7 Best Sights in New Haven, Mystic, and the Coast, Connecticut

Submarine Force Museum

Fodor's choice

The world's first nuclear-powered submarine, USS Nautilus (SSN-571)—and the first submarine to complete a submerged transit of the North Pole (in 1958)—was launched and commissioned in Groton in 1954. The Nautilus spent 25 active years as a showpiece of U.S. technological know-how and is now permanently docked at the Submarine Force Museum, a couple of miles upriver from where the sub was built. Visitors are welcome to climb aboard and explore. The museum, just outside the entrance to Naval Submarine Base New London, is a repository of thousands of artifacts, documents, and photographs detailing the history of the U.S. Submarine Force component of the U.S. Navy, along with educational and interactive exhibits.

Yale University

Fodor's choice

New Haven's manufacturing history dates to the 19th century, but the city owes its fame to merchant Elihu Yale. In 1718, his contributions enabled the Collegiate School, founded in 1701 at Saybrook, to settle in New Haven and change its name to Yale College. In 1887, all of its schools were consolidated into Yale University. This is one of the nation's great institutions of higher learning, and its campus holds some handsome neo-Gothic buildings and noteworthy museums. Student guides conduct hour-long walking tours that include Connecticut Hall in the Old Campus, one of the oldest buildings in the state, which housed a number of illustrious students—including Nathan Hale, Noah Webster, and Eli Whitney. Tours start from the visitor center.

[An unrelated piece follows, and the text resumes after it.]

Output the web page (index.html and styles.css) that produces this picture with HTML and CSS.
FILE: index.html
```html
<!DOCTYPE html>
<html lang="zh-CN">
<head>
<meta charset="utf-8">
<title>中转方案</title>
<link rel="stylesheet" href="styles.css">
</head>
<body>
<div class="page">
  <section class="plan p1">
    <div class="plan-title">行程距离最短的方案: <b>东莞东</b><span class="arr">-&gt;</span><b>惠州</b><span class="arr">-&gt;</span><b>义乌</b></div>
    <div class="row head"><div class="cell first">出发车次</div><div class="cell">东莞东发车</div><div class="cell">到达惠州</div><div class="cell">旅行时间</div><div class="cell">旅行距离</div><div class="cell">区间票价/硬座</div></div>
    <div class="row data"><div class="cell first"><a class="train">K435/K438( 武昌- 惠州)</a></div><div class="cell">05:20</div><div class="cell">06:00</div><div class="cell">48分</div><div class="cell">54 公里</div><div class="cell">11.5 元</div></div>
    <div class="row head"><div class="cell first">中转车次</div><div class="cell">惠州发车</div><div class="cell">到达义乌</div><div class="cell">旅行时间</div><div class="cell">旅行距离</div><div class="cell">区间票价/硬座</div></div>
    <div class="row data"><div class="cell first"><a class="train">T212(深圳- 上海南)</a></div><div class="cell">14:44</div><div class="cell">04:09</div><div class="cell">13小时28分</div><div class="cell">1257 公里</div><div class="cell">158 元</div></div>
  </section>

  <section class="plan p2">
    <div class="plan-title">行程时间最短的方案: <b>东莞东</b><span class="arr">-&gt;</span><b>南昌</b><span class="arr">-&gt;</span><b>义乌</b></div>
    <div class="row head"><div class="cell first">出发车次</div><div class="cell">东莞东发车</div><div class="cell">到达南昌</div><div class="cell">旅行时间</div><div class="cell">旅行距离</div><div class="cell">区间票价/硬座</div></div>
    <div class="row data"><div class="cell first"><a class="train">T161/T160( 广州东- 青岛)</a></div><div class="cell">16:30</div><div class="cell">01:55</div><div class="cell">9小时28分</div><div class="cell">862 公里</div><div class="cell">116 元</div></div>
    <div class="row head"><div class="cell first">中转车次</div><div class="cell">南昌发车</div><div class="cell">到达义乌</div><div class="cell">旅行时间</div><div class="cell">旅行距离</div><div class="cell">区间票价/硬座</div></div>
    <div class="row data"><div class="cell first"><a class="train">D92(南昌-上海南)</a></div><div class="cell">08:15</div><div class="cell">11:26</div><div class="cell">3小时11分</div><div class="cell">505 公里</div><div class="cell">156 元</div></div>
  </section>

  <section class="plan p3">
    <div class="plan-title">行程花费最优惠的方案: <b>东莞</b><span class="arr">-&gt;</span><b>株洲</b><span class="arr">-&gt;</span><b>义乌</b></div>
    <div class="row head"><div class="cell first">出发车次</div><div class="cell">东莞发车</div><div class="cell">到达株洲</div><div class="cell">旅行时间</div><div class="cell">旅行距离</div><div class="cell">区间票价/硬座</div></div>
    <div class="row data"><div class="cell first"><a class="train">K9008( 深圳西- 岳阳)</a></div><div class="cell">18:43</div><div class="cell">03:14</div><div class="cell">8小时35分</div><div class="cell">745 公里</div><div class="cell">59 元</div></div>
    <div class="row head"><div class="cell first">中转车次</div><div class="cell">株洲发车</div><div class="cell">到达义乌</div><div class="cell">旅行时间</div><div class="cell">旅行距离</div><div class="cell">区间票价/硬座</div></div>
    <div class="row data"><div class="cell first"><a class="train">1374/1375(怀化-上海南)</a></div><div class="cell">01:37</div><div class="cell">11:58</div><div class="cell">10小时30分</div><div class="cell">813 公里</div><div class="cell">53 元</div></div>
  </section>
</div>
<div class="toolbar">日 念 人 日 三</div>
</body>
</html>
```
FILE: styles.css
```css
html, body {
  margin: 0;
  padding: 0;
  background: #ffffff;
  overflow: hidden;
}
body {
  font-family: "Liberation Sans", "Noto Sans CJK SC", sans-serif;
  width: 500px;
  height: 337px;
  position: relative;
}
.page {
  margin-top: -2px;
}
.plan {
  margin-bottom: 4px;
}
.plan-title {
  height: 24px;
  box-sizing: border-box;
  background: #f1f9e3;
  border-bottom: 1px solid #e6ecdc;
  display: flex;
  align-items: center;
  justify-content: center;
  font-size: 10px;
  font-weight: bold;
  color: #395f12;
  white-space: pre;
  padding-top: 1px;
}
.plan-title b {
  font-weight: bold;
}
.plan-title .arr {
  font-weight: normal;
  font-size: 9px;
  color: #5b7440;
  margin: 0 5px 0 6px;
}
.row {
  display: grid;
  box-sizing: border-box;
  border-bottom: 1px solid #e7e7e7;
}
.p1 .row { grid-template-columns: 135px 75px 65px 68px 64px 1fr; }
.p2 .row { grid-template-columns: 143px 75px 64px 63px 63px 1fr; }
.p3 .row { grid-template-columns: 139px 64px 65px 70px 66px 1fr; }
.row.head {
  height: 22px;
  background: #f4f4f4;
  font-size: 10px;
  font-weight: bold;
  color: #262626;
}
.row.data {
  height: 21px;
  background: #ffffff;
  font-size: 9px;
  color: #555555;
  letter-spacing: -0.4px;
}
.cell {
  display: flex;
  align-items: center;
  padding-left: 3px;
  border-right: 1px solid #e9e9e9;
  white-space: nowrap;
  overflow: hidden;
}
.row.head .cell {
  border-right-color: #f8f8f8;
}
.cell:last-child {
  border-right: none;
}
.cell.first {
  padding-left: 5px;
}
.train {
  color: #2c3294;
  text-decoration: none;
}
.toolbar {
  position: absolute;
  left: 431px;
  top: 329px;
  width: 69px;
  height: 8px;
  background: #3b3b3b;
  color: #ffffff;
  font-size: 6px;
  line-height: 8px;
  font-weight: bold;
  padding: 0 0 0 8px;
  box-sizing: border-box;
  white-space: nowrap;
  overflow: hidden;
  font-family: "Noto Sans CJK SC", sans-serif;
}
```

Yale University Art Gallery

Fodor's choice

Since its founding in 1832, this art gallery has amassed more than 200,000 works from around the world, dating from ancient Egypt to the present day. Highlights include works by Vincent van Gogh, Edouard Manet, Claude Monet, Pablo Picasso, Winslow Homer, and Thomas Eakins, as well as Etruscan and Greek vases, Chinese ceramics and bronzes, early Italian paintings, and a collection of American decorative arts that is considered one of the world's finest. The gallery's landmark main building is also of note: Opened in 1953, it was renowned architect Louis I. Kahn's first major commission and the first modernist building on the neo-Gothic Yale campus.

Recommended Fodor's Video

Beinecke Rare Book and Manuscript Library

The library's collection of literary papers, early manuscripts, and rare books include a Gutenberg Bible and original Audubon bird prints; the exhibition spaces on the ground floor and mezzanine are open to the public. The building that houses them is an attraction in its own right: the walls are made of marble cut so thin that the light shines through, making the interior a breathtaking sight on sunny days. Introductory tours for individuals are offered on Saturday afternoons; group tours are Yale-led and require advance registration at the Yale Visitor Information Center

Fort Griswold Battlefield State Park

It was here (legend has it), on the Groton side of the Thames River, that the infamous traitor Benedict Arnold stood watching the important port of New London (a supply center for the Continental Army and friendly port for Connecticut privateers) burn in 1781 during the Revolutionary War. Whether Arnold actually stood there is open to question; but the American defenders of Ft. Griswold were massacred by Arnold's British troops during the Battle of Groton Heights—and New London did burn according to his orders. The 134-foot-high Groton Monument, which you can climb for a sweeping view of the river and New London, is a memorial to the fallen. The adjacent Monument House Museum has historic displays; the Ebenezer Avery House, on the grounds and recently restored, is where the wounded were sheltered in 1781.

New Haven Green

Bordered on its west side by the Yale campus, the New Haven Green is a fine example of early urban planning. Village elders set aside the 16-acre plot as a town common as early as 1638. Three early-19th-century churches—the Gothic Revival-style Trinity Episcopal Church, the Federal-style Center Congregational Church, and United Church—have contributed to its present appeal. For a year, from September 1839 to August 1840, survivors of the slave ship Amistad were incarcerated in a jail on the east side of the green and were brought out of jail to exercise there. An Amistad memorial now resides at the site of the former jail. Besides being a pleasant urban park, the Green is also the venue for festivals and events throughout the year.

U.S. Coast Guard Academy

The 100-acre cluster of redbrick buildings you see overlooking the Thames River makes up one of the four U.S. military academies. Visitors are welcome, and security is obviously tight, but being there when the Coast Guard training ship, the barque Eagle, is in port is a special treat. A small museum, located in Waesche Hall on the grounds, explores the Coast Guard's 230+ years of maritime service and includes some 200 ship models, as well as figureheads, paintings, uniforms, life-saving equipment, and cannon.